Still, it’s hard not to go into Friday’s preliminary races and Saturday’s main event not feeling like the primary show has already played out.

But drivers, teams, media and fans have to think of it like this- if not for the Eldora Million, the Dirt Late Model Dream would offer the highest payout to a winner of any race this season. While it may seem anti-climactic, the Dream is still a very big deal. It just happens to be following the biggest deal.

Of course, the natural human inclination for anyone other than winner Jonathan Davenport is to feel somewhat let down after such an historic happening as the first $1,000,000 race held for Dirt Late Model race cars in over two decades. A quick turnaround might not be as easy from both a psychological or physical standpoint as it might seem.

Perhaps the driver most affected by a let down is Devin Moran. His father, Donnie, won the first Eldora Million and he very much wanted to carry on his family’s legacy in that race. His third-place finish indicates that he came close to accomplishing that goal.
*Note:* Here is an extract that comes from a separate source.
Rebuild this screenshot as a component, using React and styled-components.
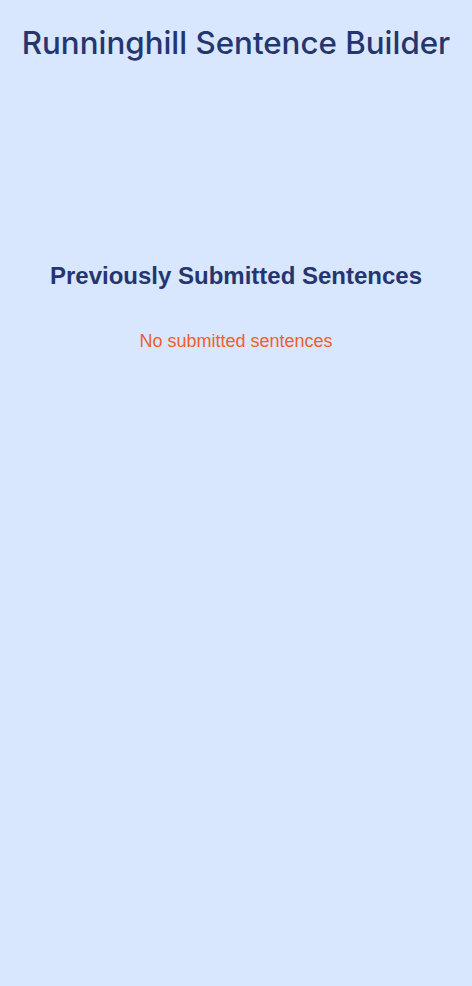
import React from "react";
import styled, { createGlobalStyle } from "styled-components";

const GlobalStyle = createGlobalStyle`
  html, body {
    margin: 0;
    padding: 0;
    background: #d8e7fd;
  }
  body {
    font-family: "Liberation Sans", Arial, sans-serif;
  }
`;

const Page = styled.div`
  min-height: 986px;
  background: #d8e7fd;
  display: flex;
  flex-direction: column;
  align-items: center;
  padding-top: 24px;
  box-sizing: border-box;
`;

const Title = styled.h1`
  margin: 0;
  font-family: Inter, "Noto Sans", sans-serif;
  font-weight: 500;
  font-size: 31.3px;
  line-height: 38px;
  color: #25366f;
  text-align: center;
  white-space: nowrap;
`;

const Section = styled.section`
  margin-top: 200px;
  display: flex;
  flex-direction: column;
  align-items: center;
  gap: 40px;
`;

const Heading = styled.h2`
  margin: 0;
  font-family: "Liberation Sans", Arial, sans-serif;
  font-weight: 700;
  font-size: 24px;
  line-height: 28px;
  color: #25366f;
  text-align: center;
`;

const Empty = styled.p`
  margin: 0;
  font-family: "Liberation Sans", Arial, sans-serif;
  font-size: 18px;
  line-height: 22px;
  color: #f05e2c;
  text-align: center;
`;

export default function App() {
  return (
    <>
      <GlobalStyle />
      <Page>
        <Title>Runninghill Sentence Builder</Title>
        <Section>
          <Heading>Previously Submitted Sentences</Heading>
          <Empty>No submitted sentences</Empty>
        </Section>
      </Page>
    </>
  );
}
“Man, I wanted to win this son-of-a-gun so bad,” Moran declared in his post-race interview with “It just wasn’t quite there. I just wish we could have restarted second there(on the last restart). I definitely wouldn’t have been quite as nice as Madden, I wanted this one so bad. This is by far the best I’ve ever been here.”

Running the preliminaries and the main event on the same day(Wednesday’s racing had been rained out) took its toll on the Dresden, Ohio native.

“I’m pretty drained at the moment, mentally and physically,” Moran admitted as he looked toward Eldora’s victory lane stage. “I’m just going to get this thing loaded up and go back and get to bed in a little while. It sounds bad, I don’t really feel like racing tomorrow and Saturday. We’ll get it ready and we’ve just got to get rolling again. Maybe we’ll be up there.”

Once hot laps begin on Friday evening for the preliminary races leading into Saturday’s Dirt Late Model Dream, the drivers and teams will realize exactly what they are racing for and the juices will start flowing allowing them to move on from the Dirt Million to the task at hand. And that task will prove to be very beneficial financially to those who do it best.